As Lilian commented, digital literacy unlocks the potential and talent of special needs students. It empowers students and motivates them to continue learning. If done correctly, digital literacy could remedy this culture, and provide opportunities for all students. Using digital literacy skills provide students with disabilities with new ways to engage with the content, take in information, and express their understanding of this content. Put simply, digital literacy skills empowers students to be better students. This was confirmed in a 2009 experiment studying the effectiveness of different online mediums (text, text-to-speech, text-to-image) on student performance. The experiment showed positive outcomes for 58 learning disability students in the fifth and sixth grades. Indeed, students with disabilities stood to gain the most from the DLP, just as they stood the most to gain from our digital reality.
Misconception 4: Only Educators and the Government (Public Sector) is responsible for Realising Digital Literacy
We all have a role to play in the implementation of digital literacy. Both Brian and Lillian commented on the need for multisectoral collaboration to address all fault lines within the DLP.

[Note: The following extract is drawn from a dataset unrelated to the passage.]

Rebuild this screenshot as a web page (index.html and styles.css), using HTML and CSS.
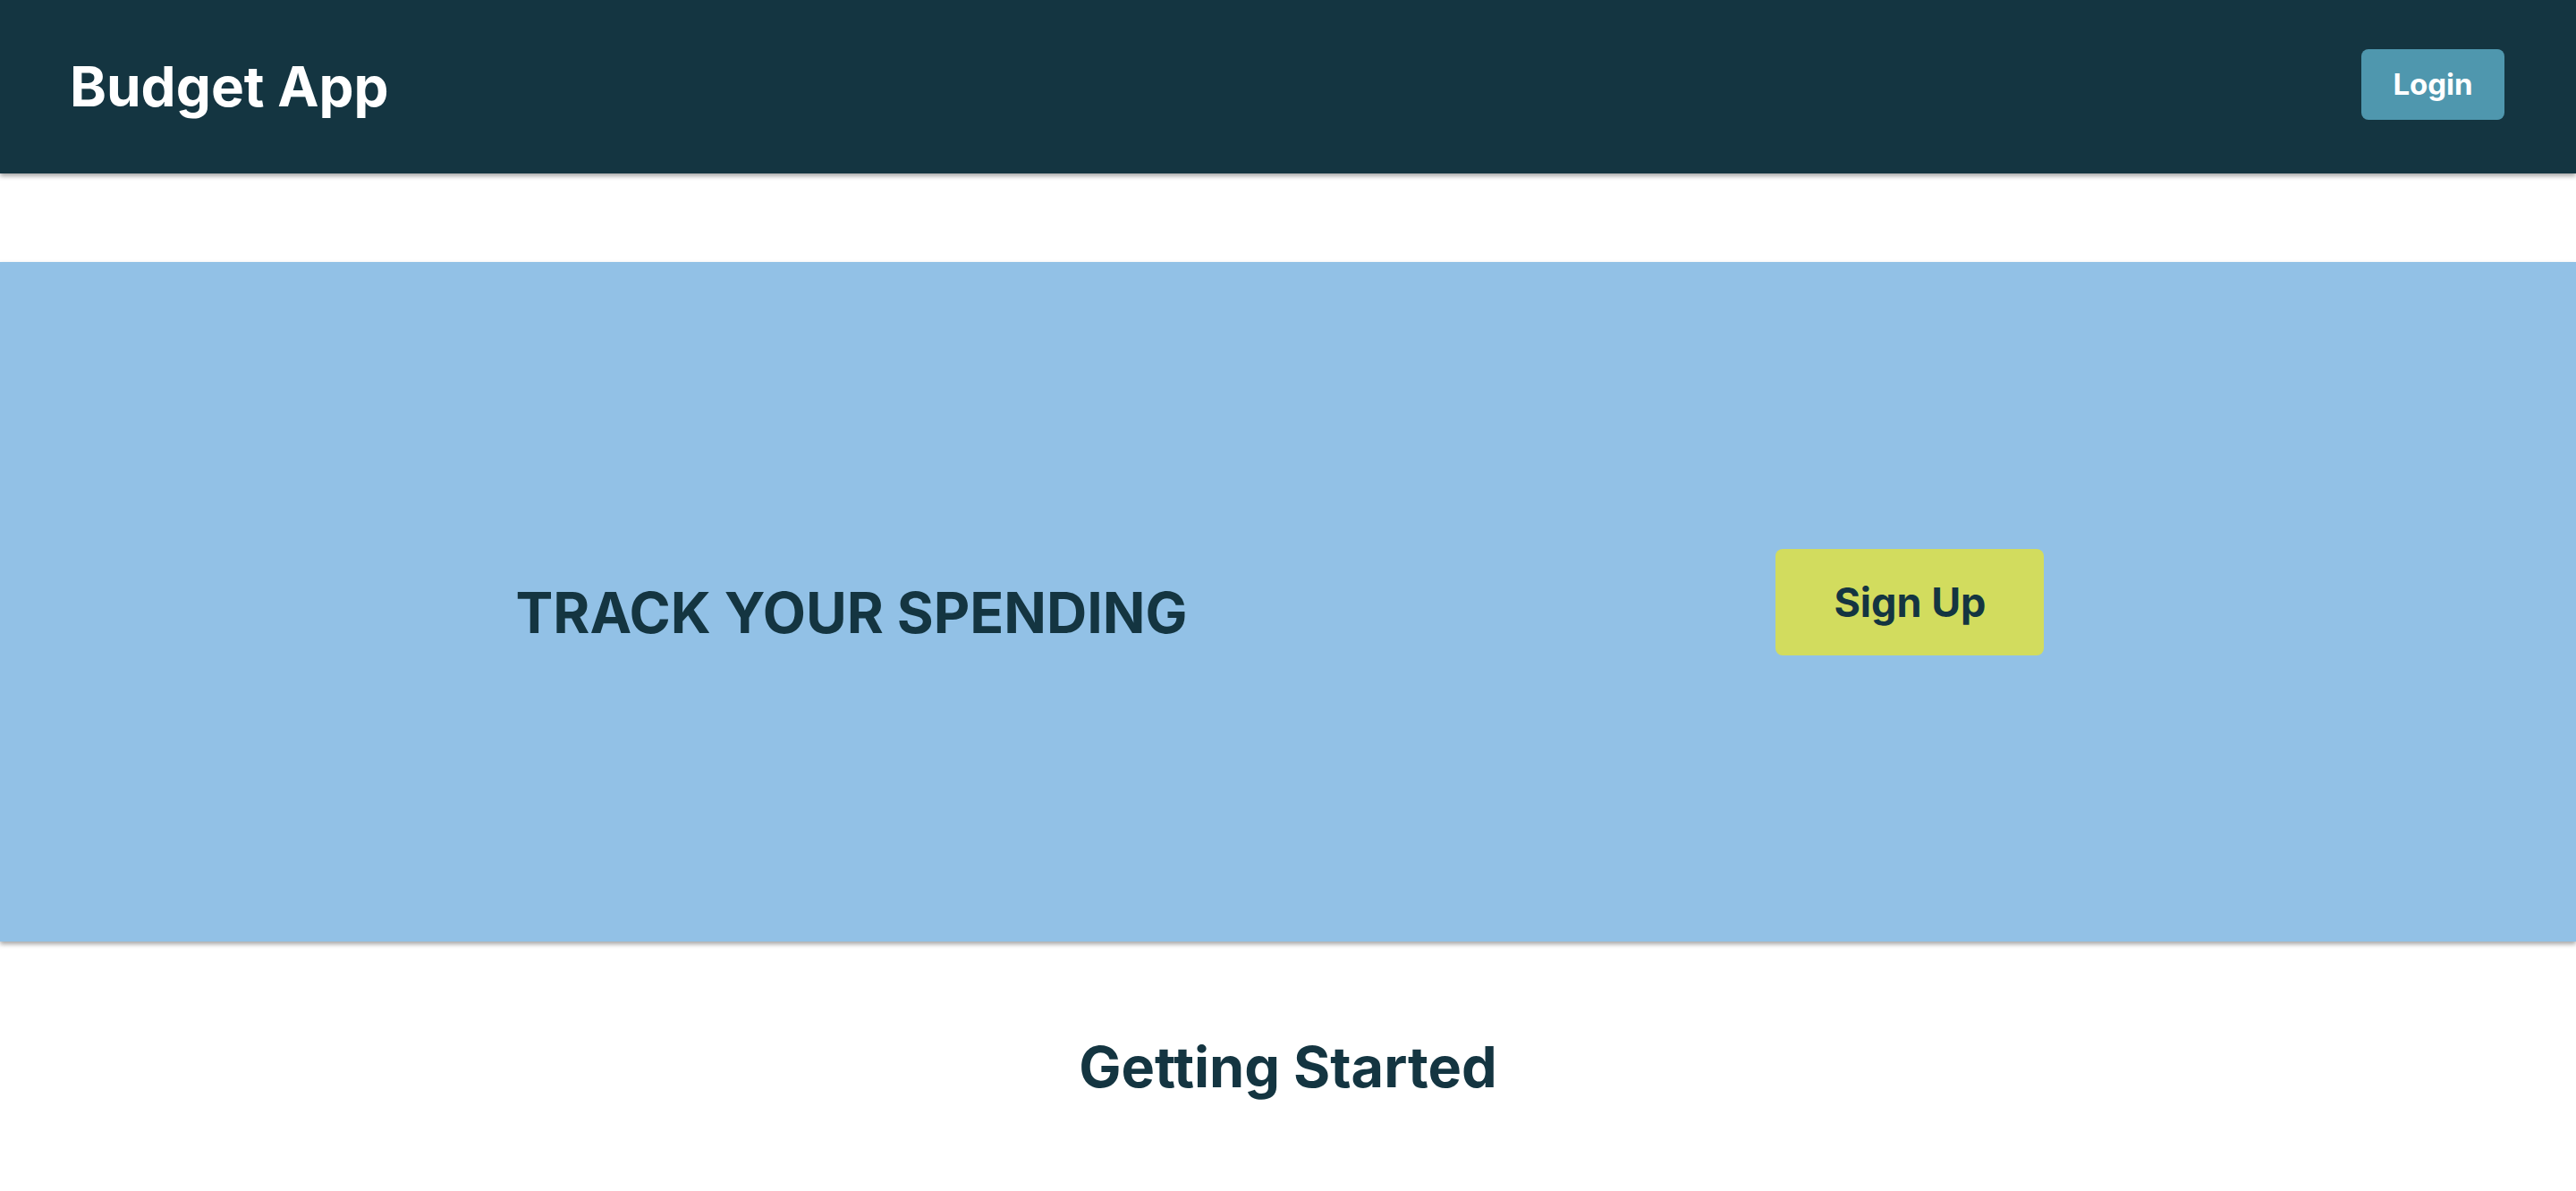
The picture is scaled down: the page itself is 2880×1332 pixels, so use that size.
FILE: index.html
```html
<!DOCTYPE html>
<html lang="en">
<head>
<meta charset="utf-8">
<title>Budget App</title>
<link rel="stylesheet" href="styles.css">
</head>
<body>
<header class="topbar">
  <h1 class="brand">Budget App</h1>
  <button class="btn-login">Login</button>
</header>
<section class="hero">
  <h2 class="hero-title">TRACK YOUR SPENDING</h2>
  <button class="btn-signup">Sign Up</button>
</section>
<section class="start">
  <h2 class="start-title">Getting Started</h2>
</section>
</body>
</html>
```
FILE: styles.css
```css
* { box-sizing: border-box; }
html, body { margin: 0; padding: 0; background: #ffffff; }
body { font-family: Inter, "Noto Sans", sans-serif; color: #143541; }

.topbar {
  height: 194px;
  background: #143541;
  display: flex;
  align-items: center;
  justify-content: space-between;
  padding: 0 80px 0 78px;
  box-shadow: 0 3px 5px rgba(0, 0, 0, 0.35);
  position: relative;
  z-index: 2;
}
.brand {
  margin: 0;
  color: #ffffff;
  font-size: 62px;
  font-weight: 700;
  line-height: 1;
}
.btn-login {
  width: 160px;
  height: 79px;
  border: none;
  border-radius: 8px;
  background: #4f97ae;
  color: #ffffff;
  font-family: Inter, "Noto Sans", sans-serif;
  font-size: 33px;
  font-weight: 700;
  margin-top: -6px;
}

.hero {
  margin-top: 99px;
  height: 760px;
  background: #92c1e6;
  display: flex;
  align-items: center;
  justify-content: center;
  gap: 658px;
  padding-right: 18px;
  box-shadow: 0 3px 5px rgba(0, 0, 0, 0.35);
}
.hero-title {
  margin: 24px 0 0 0;
  font-size: 62.6px;
  font-weight: 700;
  line-height: 1;
  color: #143541;
}
.btn-signup {
  width: 300px;
  height: 119px;
  border: none;
  border-radius: 8px;
  background: #d2dc5e;
  color: #143541;
  font-family: Inter, "Noto Sans", sans-serif;
  font-size: 45px;
  font-weight: 700;
}

.start {
  display: flex;
  justify-content: center;
  padding-top: 100px;
}
.start-title {
  margin: 0;
  font-size: 63px;
  font-weight: 700;
  line-height: 1.3;
  color: #143541;
}
```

We need the private, public and NGO sectors to collaborate on; (1) the creation and distribution of accessible, relevant and customizable DLP apps and tools; (2) ensuring consistency in curriculum delivery; (3) spotlight the voices of marginalised and vulnerable communities so that the DLP will reflect their realities and; (4) facilitating capacity building for teachers in learning methodologies for digital literacy and special needs students.
We need decision-makers to listen to the teachers who will implement these choices, and the children who are supposed to be the beneficiaries of those choices. We need to more consistently ask them what they think and how we could improve.
We need to educate parents so that conversations that start in the classroom can be continued at home. Conversations about identifying and responding to misinformation, disinformation and hateful and intolerant content online and how we can enforce our rights online.
Indeed, this is an “all-hands-on-deck” situation with impossibly high stakes. Yet, if we continue to treat digital literacy as the mere acquisition of computer skills, then we risk undercutting its value. Digital Literacy manifests technology’s potential to revolutionise everything; from education to commerce. And failing to realise it, may cost us more than we have to lose.